Inside The Ivy: How much did pitching through the pain alter your mechanics?

Randy Wells: As I took some time off, it not so much altered them as it made me a little sloppy. I wasn't routine and didn't work on my mechanics every day. I didn't keep my windup and my stretch fluid. Once I got the OK to throw, I came back and caught a couple of bad habits. My release point was different. The results were pretty good my last two or three starts and I have some positive things to take out of it and build on toward next year.

Inside The Ivy: Now that we're in September, are you disappointed by not getting a call-up?

Randy Wells: I can't lie. It's something you work all season for. You're not in the minor leagues to play in the minor leagues.
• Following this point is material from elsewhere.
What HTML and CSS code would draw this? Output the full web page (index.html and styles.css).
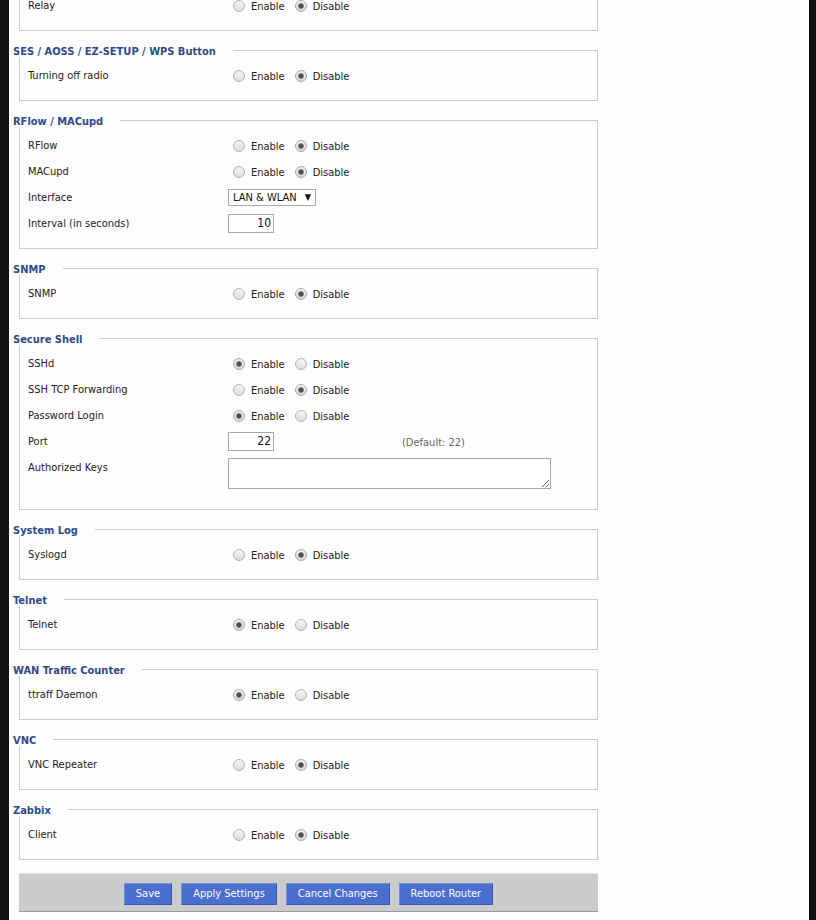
FILE: index.html
```html
<!DOCTYPE html>
<html lang="en">
<head>
<meta charset="utf-8">
<title>Services</title>
<link rel="stylesheet" href="styles.css">
</head>
<body>
<div class="page">
  <div class="content">
    <fieldset>
      <legend>PPPoE Relay</legend>
      <div class="setting">
        <div class="label">Relay</div>
        <label class="opt"><input type="radio" name="relay">Enable</label>
        <label class="opt"><input type="radio" name="relay" checked>Disable</label>
      </div>
    </fieldset>

    <fieldset>
      <legend>SES / AOSS / EZ-SETUP / WPS Button</legend>
      <div class="setting">
        <div class="label">Turning off radio</div>
        <label class="opt"><input type="radio" name="ses">Enable</label>
        <label class="opt"><input type="radio" name="ses" checked>Disable</label>
      </div>
    </fieldset>

    <fieldset>
      <legend>RFlow / MACupd</legend>
      <div class="setting">
        <div class="label">RFlow</div>
        <label class="opt"><input type="radio" name="rflow">Enable</label>
        <label class="opt"><input type="radio" name="rflow" checked>Disable</label>
      </div>
      <div class="setting">
        <div class="label">MACupd</div>
        <label class="opt"><input type="radio" name="macupd">Enable</label>
        <label class="opt"><input type="radio" name="macupd" checked>Disable</label>
      </div>
      <div class="setting">
        <div class="label">Interface</div>
        <span class="select"><select><option>LAN &amp; WLAN</option><option>LAN</option><option>WLAN</option></select></span>
      </div>
      <div class="setting">
        <div class="label">Interval (in seconds)</div>
        <input class="num" type="text" value="10">
      </div>
    </fieldset>

    <fieldset>
      <legend>SNMP</legend>
      <div class="setting">
        <div class="label">SNMP</div>
        <label class="opt"><input type="radio" name="snmp">Enable</label>
        <label class="opt"><input type="radio" name="snmp" checked>Disable</label>
      </div>
    </fieldset>

    <fieldset>
      <legend>Secure Shell</legend>
      <div class="setting">
        <div class="label">SSHd</div>
        <label class="opt"><input type="radio" name="sshd" checked>Enable</label>
        <label class="opt"><input type="radio" name="sshd">Disable</label>
      </div>
      <div class="setting">
        <div class="label">SSH TCP Forwarding</div>
        <label class="opt"><input type="radio" name="sshfwd">Enable</label>
        <label class="opt"><input type="radio" name="sshfwd" checked>Disable</label>
      </div>
      <div class="setting">
        <div class="label">Password Login</div>
        <label class="opt"><input type="radio" name="pwlogin" checked>Enable</label>
        <label class="opt"><input type="radio" name="pwlogin">Disable</label>
      </div>
      <div class="setting">
        <div class="label">Port</div>
        <input class="num" type="text" value="22">
        <span class="default">(Default: 22)</span>
      </div>
      <div class="setting tall">
        <div class="label">Authorized Keys</div>
        <textarea class="keys"></textarea>
      </div>
    </fieldset>

    <fieldset>
      <legend>System Log</legend>
      <div class="setting">
        <div class="label">Syslogd</div>
        <label class="opt"><input type="radio" name="syslog">Enable</label>
        <label class="opt"><input type="radio" name="syslog" checked>Disable</label>
      </div>
    </fieldset>

    <fieldset>
      <legend>Telnet</legend>
      <div class="setting">
        <div class="label">Telnet</div>
        <label class="opt"><input type="radio" name="telnet" checked>Enable</label>
        <label class="opt"><input type="radio" name="telnet">Disable</label>
      </div>
    </fieldset>

    <fieldset>
      <legend>WAN Traffic Counter</legend>
      <div class="setting">
        <div class="label">ttraff Daemon</div>
        <label class="opt"><input type="radio" name="ttraff" checked>Enable</label>
        <label class="opt"><input type="radio" name="ttraff">Disable</label>
      </div>
    </fieldset>

    <fieldset>
      <legend>VNC</legend>
      <div class="setting">
        <div class="label">VNC Repeater</div>
        <label class="opt"><input type="radio" name="vnc">Enable</label>
        <label class="opt"><input type="radio" name="vnc" checked>Disable</label>
      </div>
    </fieldset>

    <fieldset>
      <legend>Zabbix</legend>
      <div class="setting">
        <div class="label">Client</div>
        <label class="opt"><input type="radio" name="zabbix">Enable</label>
        <label class="opt"><input type="radio" name="zabbix" checked>Disable</label>
      </div>
    </fieldset>

    <div class="submitFooter">
      <button type="button" class="btn">Save</button>
      <button type="button" class="btn">Apply Settings</button>
      <button type="button" class="btn">Cancel Changes</button>
      <button type="button" class="btn">Reboot Router</button>
    </div>
  </div>
</div>
</body>
</html>
```

FILE: styles.css
```css
html, body {
  margin: 0;
  padding: 0;
  background: #111111;
  height: 100%;
}

body {
  font-family: "DejaVu Sans Condensed", "Liberation Sans", sans-serif;
  font-size: 11px;
  color: #222222;
  overflow: hidden;
}

.page {
  width: 800px;
  min-height: 100%;
  margin-left: 9px;
  background: #fdfdfd;
  overflow: hidden;
}

/* the page is shown scrolled down a little */
.content {
  margin-top: -27px;
}

fieldset {
  width: 579px;
  box-sizing: border-box;
  min-width: 0;
  margin: 0 0 12px 10px;
  padding: 5px 0 12px 8px;
  border: 1px solid #cccccc;
}

legend {
  margin-left: -15px;
  padding: 3px 17px 0 0;
  line-height: 11px;
  font-weight: bold;
  font-size: 11px;
  color: #2e4a8b;
}

.setting {
  display: flex;
  align-items: center;
  height: 26px;
}

.setting.tall {
  height: auto;
  align-items: flex-start;
  padding: 4px 0 8px;
}

.label {
  width: 200px;
  flex: none;
  line-height: 13px;
}

.setting.tall .label {
  padding-top: 3px;
}

.opt {
  display: flex;
  align-items: center;
  margin-top: 3px;
  margin-right: 5px;
  color: #222222;
}

.opt input[type="radio"] {
  -webkit-appearance: none;
  appearance: none;
  width: 12px;
  height: 12px;
  box-sizing: border-box;
  margin: -2px 6px 0 5px;
  border: 1px solid #b3b3b3;
  border-radius: 50%;
  background: linear-gradient(#f6f6f6, #dcdcdc);
}

.opt input[type="radio"]:checked {
  border-color: #a8a8a8;
  background:
    radial-gradient(circle, #4c4c4c 0, #4c4c4c 1.6px, #8a8a8a 2.6px, rgba(0,0,0,0) 3.4px),
    linear-gradient(#f3f3f3, #d8d8d8);
}

.select {
  position: relative;
  display: inline-block;
}

.select select {
  -webkit-appearance: none;
  appearance: none;
  width: 88px;
  height: 17px;
  box-sizing: border-box;
  margin: 0;
  padding: 0 0 0 4px;
  border: 1px solid #a9a9a9;
  border-radius: 0;
  background: #ffffff;
  font-family: "DejaVu Sans Condensed", "Liberation Sans", sans-serif;
  font-size: 11px;
  line-height: 15px;
  color: #111111;
}

.select::after {
  content: "\25BC";
  position: absolute;
  right: 5px;
  top: 2px;
  font-size: 9px;
  line-height: 13px;
  color: #111111;
  pointer-events: none;
}

.num {
  width: 46px;
  height: 19px;
  box-sizing: border-box;
  margin: 0;
  padding: 0 2px;
  border: 1px solid #a9a9a9;
  background: #ffffff;
  text-align: right;
  font-family: "DejaVu Sans Condensed", "Liberation Sans", sans-serif;
  font-size: 12px;
  color: #111111;
}

.default {
  margin-left: 128px;
  margin-top: 2px;
  color: #666666;
}

.keys {
  width: 323px;
  height: 31px;
  box-sizing: border-box;
  margin: 0;
  border: 1px solid #a9a9a9;
  background: #ffffff;
}

.submitFooter {
  width: 579px;
  height: 39px;
  box-sizing: border-box;
  margin: 13px 0 0 10px;
  padding-top: 9px;
  background: #cccbcc;
  border-top: 1px solid #e2e2e2;
  border-bottom: 1px solid #9a9a9a;
  display: flex;
  justify-content: center;
  align-items: flex-start;
  gap: 9px;
}

.btn {
  height: 22px;
  box-sizing: border-box;
  margin: 0;
  padding: 0 11px;
  background: #4a6fcf;
  border: 1px solid;
  border-color: #7090dc #3657b6 #3657b6 #7090dc;
  color: #ffffff;
  font-family: "DejaVu Sans Condensed", "Liberation Sans", sans-serif;
  font-size: 11px;
  line-height: 20px;
  cursor: pointer;
}
```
Everyone knows that, whether you're a career minor leaguer or have been in the majors and just got sent down. Nobody wants to be in the minor leagues. You play the game to get to the big leagues and that's what I've done from day one in camp up until today. When you come up short, you're a little upset. I don't know what the whole story is behind it – if I didn't do enough, but whatever it was, it didn't happen. You can't dwell on it. You never know when your time is going to come. You don't want to get a bad attitude about it or just stop working. It's a tough thing to get to the big leagues. The day you stop working is the day you call it quits yourself. You can't stop working and you can't stop believing. Once you do, they either write you off or you write yourself off.

Inside The Ivy: What was it like saying goodbye to all of the guys in the clubhouse and on the bus heading back from Omaha?

Randy Wells: It was a lot different than in years past. These last couple of years, I've been with guys I was pretty familiar with – guys that have always been in this organization. This time was a little different. You've got guys that are a little older and more mature; guys with families and a little big league experience. It was kind of weird, a little somber. You tell guys, "Hopefully I'll see you," but you never know. That's one thing about Triple-A. Guys come and go and sign with new organizations looking for a chance. There were guys I didn't know if I'd see again or play with again. It's been good. I'm glad I met the people I met and played with the guys I played with. The guys I won't be around next year, I'll miss. We had some good times and a lot of good people were on the team this year.

Inside The Ivy: What does your off-season hold in store? I'm guessing with all the innings logged and the flare-up, you won't be playing Winter Ball.

Randy Wells: Right now, I'm just going to take it home, relax for a couple of weeks and figure out what kind of job I'm going to work this off-season. I'll get back at it and start working out and get ready for next year.

Inside The Ivy: Last off-season, we understand you did some beer delivery. Anything similar in the works this year?

Randy Wells: (laughs) Well, the last couple of years, I've worked out and tried to stay in shape. I think eating healthy and trying to drop a little weight just to get my body in shape for the grind is important. I think maybe that had a little something to do with the fatigue I went through this year; I wasn't prepared to be a starter all year. I went into Spring Training as a reliever and at the end of camp, they said I was going to start. Boom. They threw me into it, so I think I'm going to prepare for that a little more. I'm going to run a lot more and do more shoulder and arm exercises just to get my body in the best shape possible going into the spring and preparing for the impact of starting. If I end up not starting, I'll be in that much better shape just relieving.

Inside The Ivy: Being a big Illini fan as yourself, I know our Illinois boosters will appreciate your thoughts on this year's team--

Randy Wells: 1-0, baby!

Inside The Ivy: I always have to ask about the Illini since we all know Fox is a big Michigan backer ...

Randy Wells: Yeah, tell him Illinois is going to beat Michigan AND win the Big Ten this year!